Ma seeks meet with Xi at APEC Beijing summit
By Adam Tyrsett Kuo ,The China Post
December 26, 2013, 12:13 am TWN
TAIPEI, Taiwan -- President Ma Ying-jeou said recently that he would like to meet Chinese Communist Party (CCP) General Secretary Xi Jinping at the 2014 APEC Economic Leaders' Meeting in Beijing.
Ma made the comments during an interview with Yazhou Zhoukan, a Hong Kong-based newsweekly.
The president explained that the annual APEC meeting is attended by “economic leaders,” and that considering the context, there would be less pressure for both sides of the Taiwan Strait if he were to take part.
Compared to former CCP General-Secretary Hu Jintao, Xi seems relatively more eager with regard to political negotiations, Ma said.
However, if the two sides of the Strait were to negotiate or sign a peace agreement, the government of the R.O.C. would need the nation's authorization via a referendum, the president explained.
This is the first time that Ma has openly expressed a wish to attend the APEC meeting in specific terms.
The mainland China-based Taiwan Affairs Office, on the other hand, previously said that a cross-strait leaders meeting “need not” take place on the “platform” of an “international meeting,” leading commentators to believe that Beijing may have already excluded the possibility.
Ma explained that the APEC Economic Leaders' Meeting allows for a great deal of flexibility, because it is not just a meeting between the representatives of Taiwan and mainland China, and that he would like to attend the event regardless of where it is held.
The president said that if he were to meet the leader of mainland China under any other context, he would have to meet him as “president of the R.O.C.” as opposed to “chairman of the ruling Kuomintang.”
Ma added that in order to sign a peace treaty, the government would need to secure the nation's authorization through a referendum.
The president explained that under these circumstances, it would be almost impossible for him to meet Xi at any other event.
“The 1992 Consensus is the most important foundation for the development of cross-strait relations; this has not changed (since the consensus was reached),” Ma said, explaining that the consensus allows both sides of the strait to verbally express their respective interpretations of the one China principle.
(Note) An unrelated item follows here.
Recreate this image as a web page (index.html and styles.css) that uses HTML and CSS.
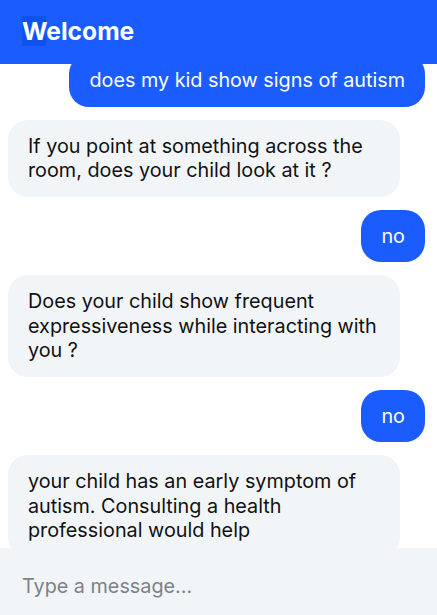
FILE: index.html
```html
<!DOCTYPE html>
<html lang="en">
<head>
<meta charset="utf-8">
<title>Welcome</title>
<link rel="stylesheet" href="styles.css">
</head>
<body>
<div class="app">
  <header class="header"><h1 class="title"><span class="sel">W</span>elcome</h1></header>
  <main class="messages">
    <div class="list">
      <div class="msg user">does my kid show signs of autism</div>
      <div class="msg bot">If you point at something across the room, does your child look at it ?</div>
      <div class="msg user">no</div>
      <div class="msg bot">Does your child show frequent expressiveness while interacting with you ?</div>
      <div class="msg user">no</div>
      <div class="msg bot">your child has an early symptom of autism. Consulting a health professional would help</div>
    </div>
  </main>
  <footer class="composer"><input class="input" type="text" placeholder="Type a message..."></footer>
</div>
</body>
</html>
```
FILE: styles.css
```css
* { box-sizing: border-box; }
html, body { margin: 0; height: 100%; }
body { font-family: Inter, "Noto Sans", sans-serif; background: #fff; color: #111; }
.app { display: flex; flex-direction: column; height: 615px; overflow: hidden; }
.header { height: 64px; flex: none; background: #1a5cff; display: flex; align-items: center; padding: 0 22px 2px; position: relative; z-index: 1; }
.title { margin: 0; font-size: 24.6px; font-weight: 700; color: #fff; line-height: 26px; }
.sel { background: #0f52ec; }
.messages { flex: 1; overflow: hidden; }
.list { display: flex; flex-direction: column; gap: 13px; margin-top: -10px; padding: 0 12px 0 8px; }
.msg { font-size: 19.8px; line-height: 24.5px; padding: 14px 20px; border-radius: 20px; max-width: 392px; }
.user { align-self: flex-end; background: #1a5cff; color: #fff; }
.bot { align-self: flex-start; background: #f2f5f8; color: #111; width: 392px; }
.composer { height: 67px; flex: none; background: #f2f5f8; display: flex; align-items: center; padding: 8px 22px 0; }
.input { border: none; background: transparent; outline: none; font-family: Inter, "Noto Sans", sans-serif; font-size: 19.8px; color: #111; width: 100%; padding: 0; }
.input::placeholder { color: #7c8189; }
```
When Taiwan became a member of APEC, the sensitive nature of cross-strait relations was taken into account; therefore, the participants of the meeting are not called “presidents” or “heads of states,” they are called “economic leaders,” Ma explained.
The president stressed that his administration has not excluded the possibility of a meeting between himself and Xi, but that there has to be a “national need” and “public support.”
The Republic of China is a democratic nation, Ma said, adding that the government cannot push for policies that run counter to the wishes of the nation's majority.